When writting a plugin, you first decide which type it is. Once you did, you need to make sure your plugin implements the correct interface as defined in https://github.com/brunoga/go-pipeliner/blob/master/pipeline/pipeline.go (ProducerNode, ProcessorNode or ConsumerNode). For any types, the generic module interface defined in https://godoc.org/gopkg.in/brunoga/go-modules.v1#Module (to simplify things, you can use the GenericModule defined in https://godoc.org/gopkg.in/brunoga/go-modules.v1#GenericModule using struct embedding. See existing plugins to see how it works) and only override methods that need to be overriden for your plugin.
Here are some of the most inportant methods that need to be implemented:
func (m *YourModule) Parameters() *base_modules.ParameterMap
This returns a ParameterMap with the list of parameters accepted by your module and with default values set. All parameters are representd as strings and must be converted/validated when needed.
func (m *YourModule) Configure(params *base_modules.ParameterMap) error
This takes a ParameterMap that will be used for configuring the module. Pipeliner will guarantee that only expected parameters will be here (based on what is returned by the Parameters() method above) but the actual syntax of the parameters must be validated by the module. An appropriate error should be return in case some parameter is invalid or nil if everything is ok.
func (m *YourModule) Duplicate(specificId string) (base_modules.Module, error)
This method should create a new (non-configured) instance of your module using the given specificId. specificId is used to diferentiate multiple instances of the same module and must be unique for each module instance. Pipeliner uses the "name" field in any module configuration section in the config file as a specificId.
func (m *YourModule) GetInputChannel() chan<- interface{}
This is only required for processor and consumer modules. This returns the channel that should be used to send data to the module (i.e. the module input channel).
func (m *YourModule) SetOutputChannel(inputChannel chan<- interface{}) error
Only required for processor and producer modules. This sets the channel to be used by the module to send its output data.
func (m *YourModule) Start(waitGroup *sync.WaitGroup) error
Start doing the actual work in the module. The passed in WaitGroup should be signalled when the module completes its job.
func (m *YourModule) Stop()
Simply abort any pending tasks and signals that the module is done doing work.
The last step, after actually writting the code for your module, is to register it so Pipeliner learns about it existence. To do that, you simply need to add a init() method to the module package (usually just after the code for the module) that will register it. For example:
func init() {
pipeliner_modules.RegisterPipelinerProcessorModule(NewYourModule(""))
}
NewYourModule creates an unconfigured instance of your module without a specificId (the empty specificId parameter is considered the default instance).

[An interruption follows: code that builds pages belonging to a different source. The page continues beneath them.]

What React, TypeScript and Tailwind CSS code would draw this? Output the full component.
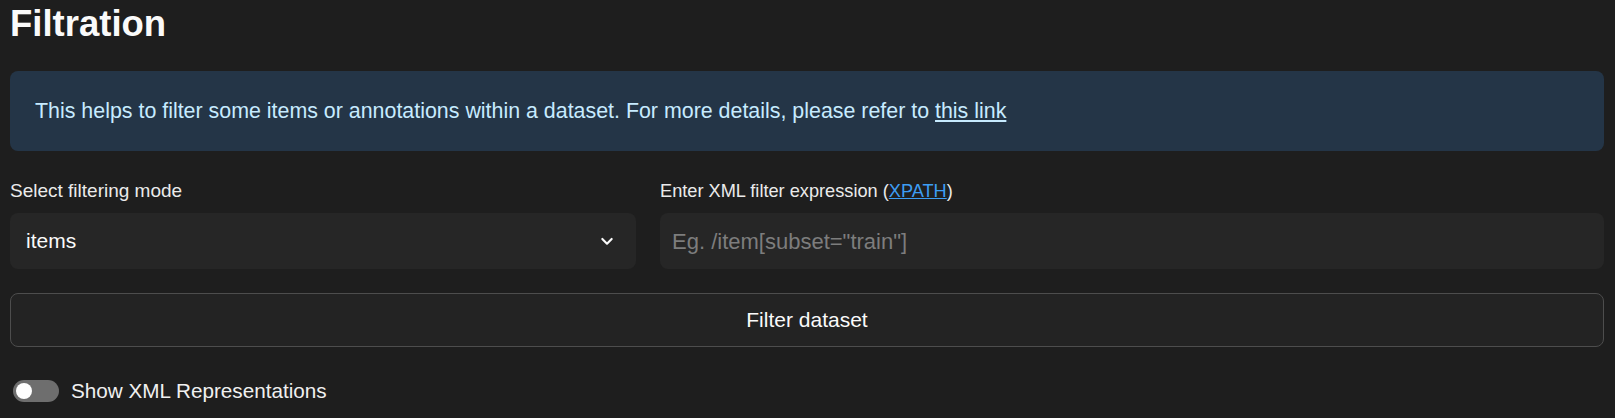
import React from 'react';

function ChevronDown() {
  return (
    <svg width="16" height="16" viewBox="0 0 24 24" fill="none" stroke="currentColor" strokeWidth="3.2" strokeLinecap="round" strokeLinejoin="round">
      <path d="M5 9l7 7 7-7" />
    </svg>
  );
}

function Toggle({ label }: { label: string }) {
  return (
    <div className="flex items-center gap-[12px] pl-[3px]">
      <div className="w-[46px] h-[22px] rounded-full bg-[#6e6e6e] flex items-center px-[3px]">
        <div className="w-[16px] h-[16px] rounded-full bg-white" />
      </div>
      <span className="text-[20.7px] text-[#f0f0f0]">{label}</span>
    </div>
  );
}

export default function App() {
  return (
    <div className="min-h-[418px] bg-[#1e1e1e] pl-[10px] pr-[11px] font-['Liberation_Sans',Arial,sans-serif]">
      <h2 className="pt-[2px] text-[36.5px] leading-[44px] font-bold text-[#fafafa]">Filtration</h2>

      <div className="mt-[25px] h-[80px] rounded-[8px] bg-[#243547] flex items-center pl-[25px]">
        <p className="text-[21.4px] text-[#c7ebff]">
          This helps to filter some items or annotations within a dataset. For more details, please refer to{' '}
          <a className="underline">this link</a>
        </p>
      </div>

      <div className="mt-[28px] flex gap-[24px]">
        <div className="w-[626px] flex flex-col">
          <label className="text-[19px] leading-[24px] text-[#ebebeb]">Select filtering mode</label>
          <div className="mt-[10px] h-[56px] rounded-[8px] bg-[#262626] flex items-center justify-between pl-[16px] pr-[21px] text-[#fafafa]">
            <span className="text-[21px]">items</span>
            <ChevronDown />
          </div>
        </div>
        <div className="flex-1 flex flex-col">
          <label className="text-[18.2px] leading-[24px] text-[#ebebeb]">
            Enter XML filter expression (<a className="underline text-[#3d9df3]">XPATH</a>)
          </label>
          <div className="mt-[10px] h-[56px] rounded-[8px] bg-[#262626] flex items-center pl-[12px]">
            <span className="text-[22px] text-[#7d7d7d]">Eg. /item[subset="train"]</span>
          </div>
        </div>
      </div>

      <div className="mt-[24px] h-[54px] rounded-[8px] border border-[#4d4d4d] bg-[#232323] flex items-center justify-center text-[21px] text-[#fafafa]">
        Filter dataset
      </div>

      <div className="mt-[28px]">
        <Toggle label="Show XML Representations" />
      </div>
    </div>
  );
}
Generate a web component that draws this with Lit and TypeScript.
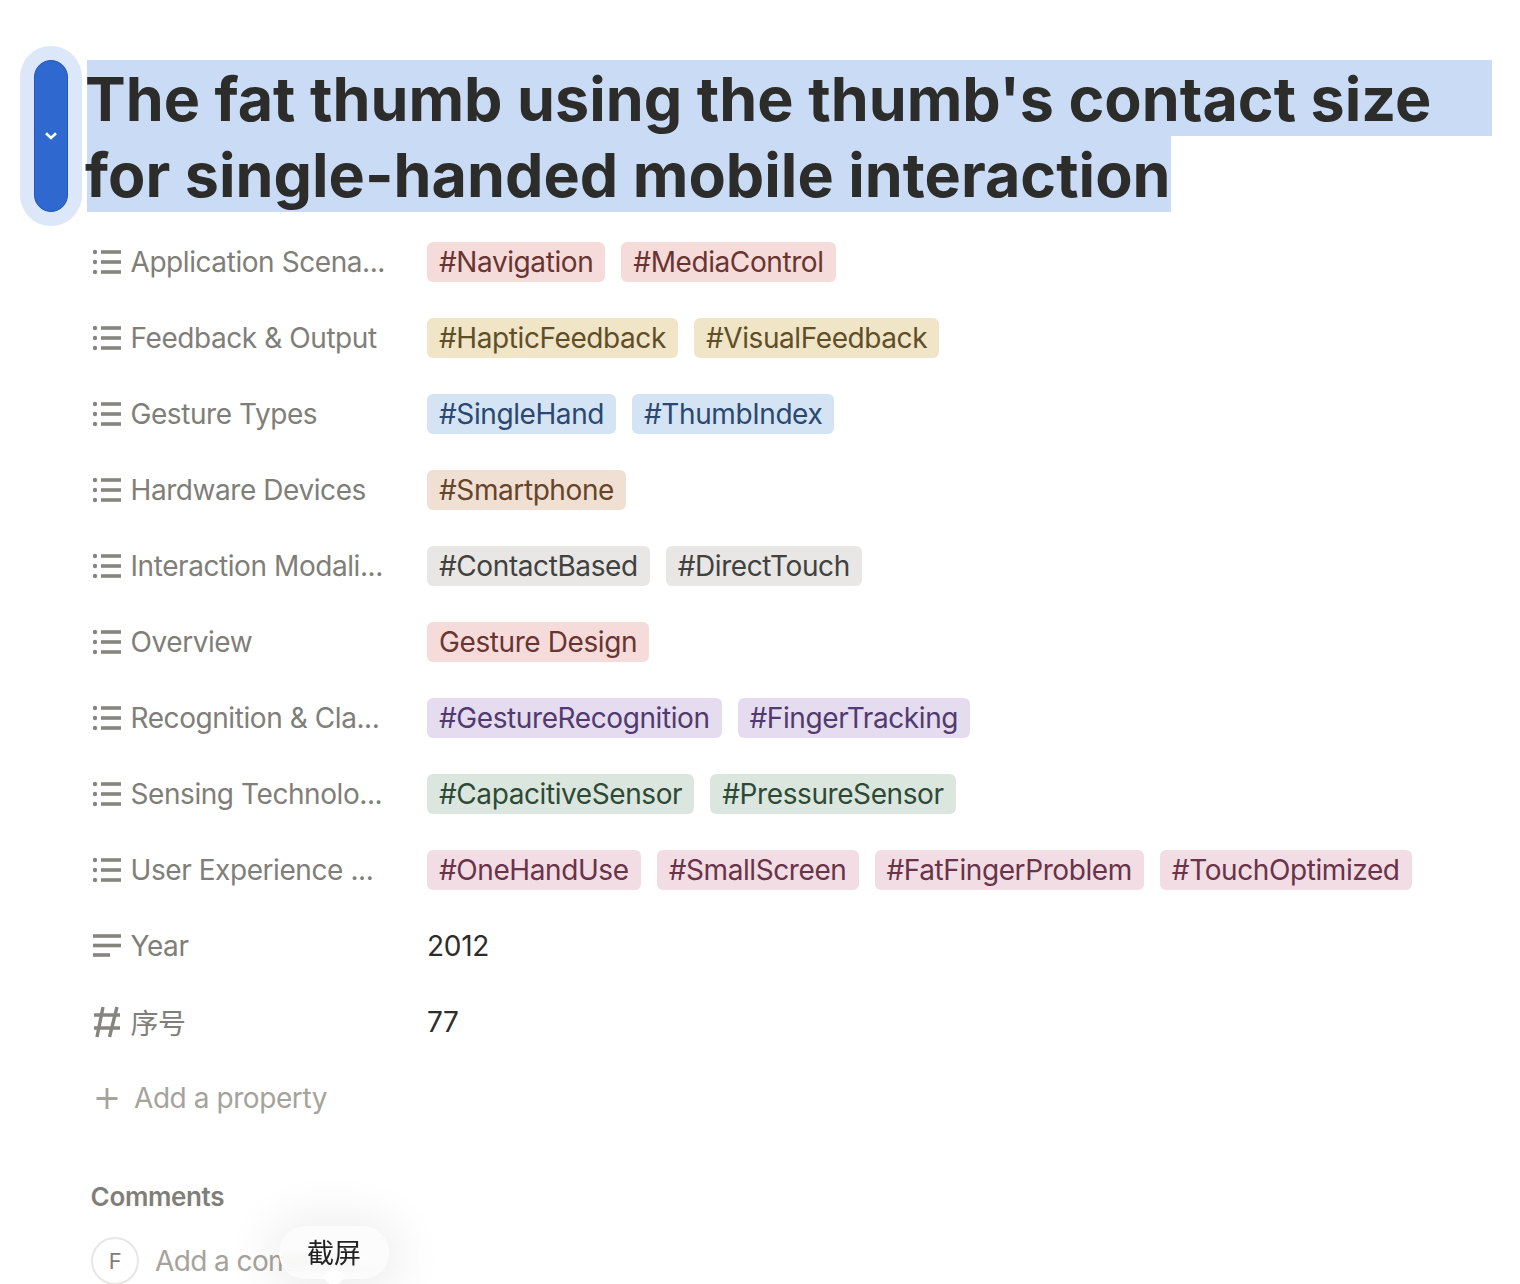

Note that there are also RegisterPipelinerProducerModule and RegisterPipelinerConsumerModule to be used for each module type.
After you create your module and assuming it is working as expected, using it is simply a matter of referencing it in the config file. For example, lets assume "YourModule" is a producer module with parameters "parameter_a" and "parameter_b". In the config file you would have something like this:
- pipeline:
# Pipeline is named test-pipeline
name: test-pipeline
# Configure input modules.
producer:
# Your module set its genericId as being "my-module".
- my_module:
parameter_a: 10
parajmeter_b: true
[...]
I guess this is good enough as an introduction. I will try to improve this whenever I have time. Feel free to make suggestions or ask questions.